Most, of course, lived in teeming poverty, while the tiny elite hoarded all the wealth.  So if Paul wanted to win people to Christ, he needed to understand all of these cultures, and to speak each of their languages.  He needed to find a way into each and every very different heart.

Because what he had to share was absolutely foreign and revolutionary and scary for all of them, regardless of their culture – the Good News that none of these divisions matter in the eyes of God; that God loved every single person in this melting pot equally, and that God called them to love each other, not compete for cultural or religious or racial superiority, or for the scraps from rich people’s tables.

That’s why Paul saw a great freedom in becoming “all things to all people.”  As a Christian, he saw every person in a new and different way. “I am free with respect to all,” he said, “I have made myself a slave to all.”    Confronted with the tremendous diversity of the Body of Christ, Paul saw that God had no favorites.  Yes, the Jews were God’s “chosen people,” but so were the Gentiles, so were men and women, so was every one.

Because the fact is that what joins all of us is our common identity as “beloved children of God,” and what joins us as Christians, is that we’re committed to “loving our neighbors as ourselves.”  The more different we perceived someone, the more we were called to love them.  “What is it worth,” Jesus asked, “if you love only those who love you?”

Which is why in today’s gospel, Jesus makes a bee line directly from the synagogue gates to the gates of the city, where the most untouchables lived – the sick, the disabled, those possessed by demons – and doing so was a scandal to the priests whose company he had just left.

And speaking of priests, just after I was ordained over a dozen years ago, I arrived in a parish that had just chosen a wonderful, energetic, wise and very smart Rector, Thomas, 29 years old… and gay.  On my first day, barely hours into my priesthood, Thomas called me into his office and said,” Paul, when I arrived, a dozen families left in protest over my sexual orientation.  Your first assignment is to bring them all back.”  I found myself tearing up, confronted by this extraordinary priest – someone who, knowing he is hated simply for who he is, responds with phenomenal generosity of spirit.  “Paul,” he went on, “we all have need of one another – no matter what we believe about each other.  Go gather my lost sheep.  They’ll listen to you in a way they can’t right now to me.”

It was a slow and painful process, listening to so much I found so painful to hear, so impossible to respond to.  But I sat in each of their homes visit after visit, prayed with them, and tried to find the words that would penetrate each of their hearts.  After a year, eight families had returned, each in their own way, some only when I celebrated the Eucharist, but in the end, fully embracing Thomas when they finally let themselves get to know him.  The next year one other family came back – nine out of town lost sheep.  The tenth moved away… probably because I just kept on visiting them.  This was an experience that shaped my priesthood forever.

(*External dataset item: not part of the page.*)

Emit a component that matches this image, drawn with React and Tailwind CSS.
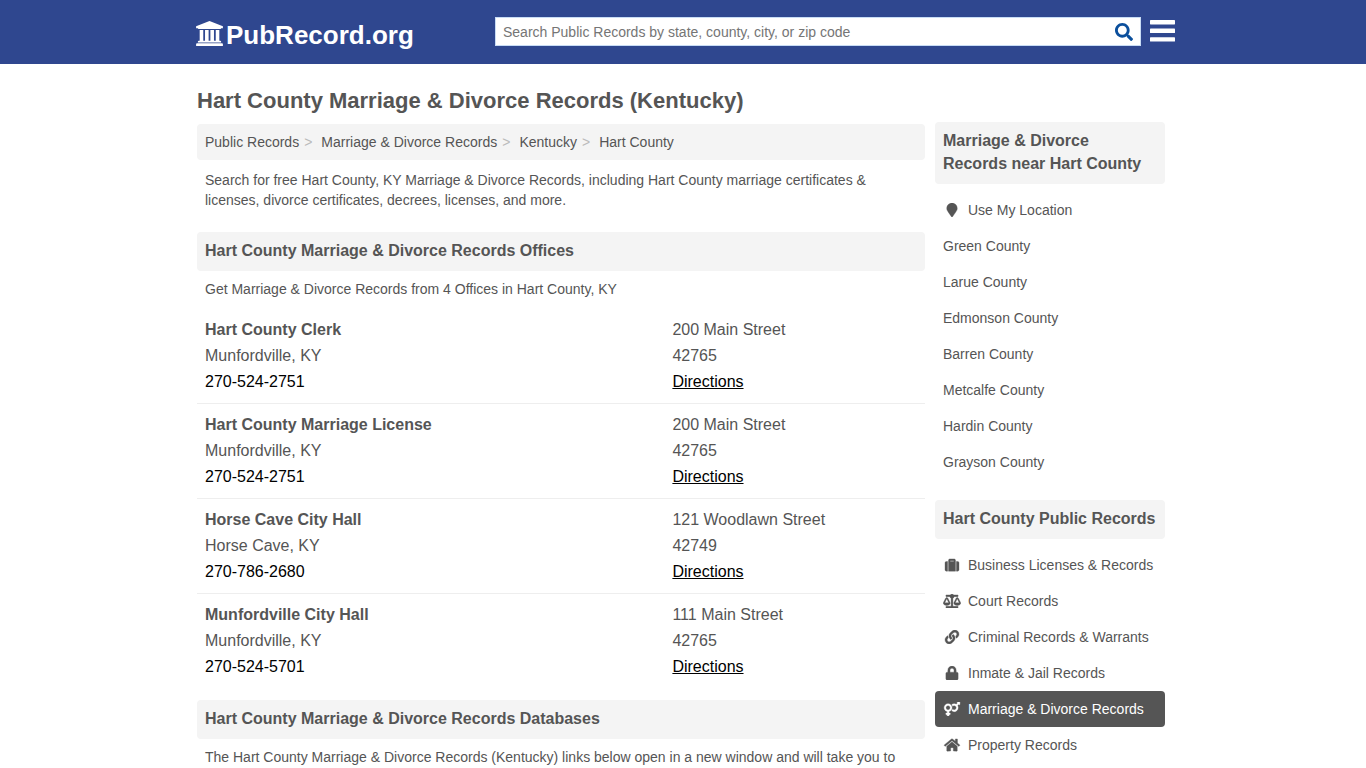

I’m thrilled to announce that at Easter Vigil this year, Bishop Laura will be joining us, and we will confirm at least one of our ECY members, and we hope more, and maybe even some folks from nearby parishes.  And at every confirmation, we all join in and repeat our own baptismal promises.  Together we’ll affirm this revolutionary faith, and together we’ll assert that God’s impartiality trumps all of our prejudices.  We’ll promise to “seek and serve Christ in all persons, loving our neighbors as ourselves; to strive for justice and peace among all people, respecting the dignity of every human being; knowing that none of this is even remotely possible without “God’s help.”

St. Francis once famously said, “Preach the gospel at all times, and only when necessary, use words.”  We don’t bring people to Jesus by giving them some slick sell job, nor by telling people just what they want to hear.  No, we win them to Christ by looking so deeply into their hearts, we see their common humanity, their common share of God’s abundant love.  And we love that bit of the divine within them in a way that afflicts them with the contagious joy Christ plants in our own hearts.

That’s precisely why God calls us to be “all things to all people,” to see beyond the differences of language and culture and race and economic status – and yes, even prejudice – and to love every person we encounter – every person – as equally beloved of God.  This is how we discover the wideness in God’s mercy, by trying our best to first see God’s love in ourselves, so that we may then see, in every person, near and far, the beloved child of God that lives within them.